You may feel like a mad scientist in the eerie red glow of your darkroom screaming
"1 0\/\/|\| j00 4ll!!!". You are entitled your bragging rights for
a job well done. However, those with a different mind set may feel strange remembering
that this is how things were done for a very long time.
If you want to take this as a serious hobby, you have a lot of possibilities.
There are quite a few resources in the Internet which goes in detail to explain
the art and science behind darkroom work. Getting a introductory book is recommended.
Film, chemical and paper manufacturers have quite a bit of information in their
You may be surprised to know that you can also develop b&w films using
these chemicals. However, you will have to do it in complete darkness (no safelight).
To get around this problem, you can get daylight film development kits for $25 onward (like Jobo). If you want to make larger prints, you need another piece of equipment
called the "enlarger" for $100 onward.

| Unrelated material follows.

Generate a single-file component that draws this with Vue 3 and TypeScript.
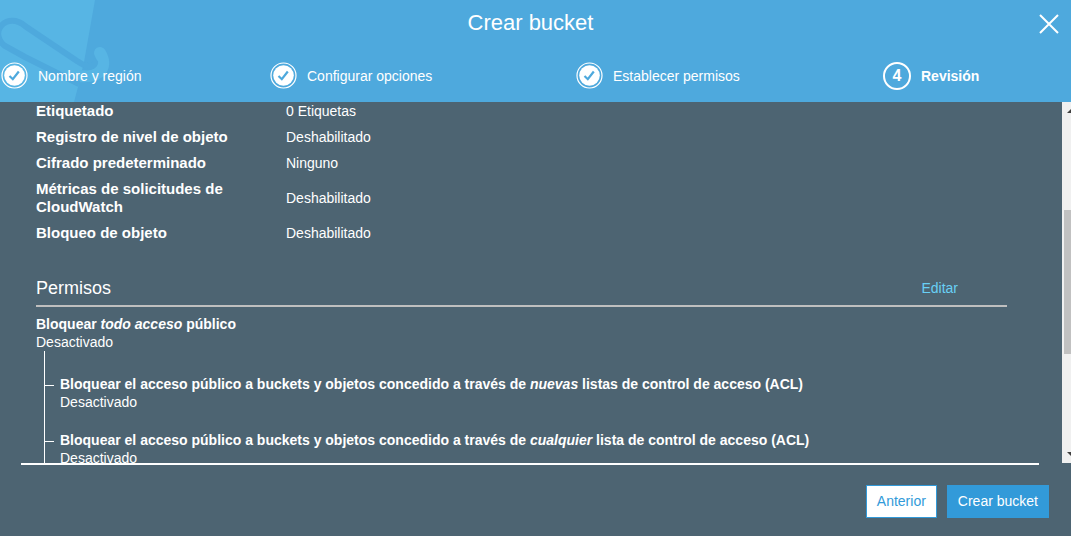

This guide should give you
a taste of the things you can do for $20. If you think that you can commit yourself
to this line of work, go ahead.
Why do it?
That's easy. It's the same reason Rusty makes sourdough
- because it's geeky, and because you can. It's been said million times before,
and I'll agree - watching prints emerge from the trays is really a magical
Besides, taking prints from you inkjet won't make you feel like an wizened
pro or a mad scientist.
Water, electricity and chemicals make a fine combination. You should know what
you are doing. If you trip over your lamp, dive headfirst into the toilet, and
simultaneously drown, get electrocuted and poisoned, don't blame me. I told
you it could happen.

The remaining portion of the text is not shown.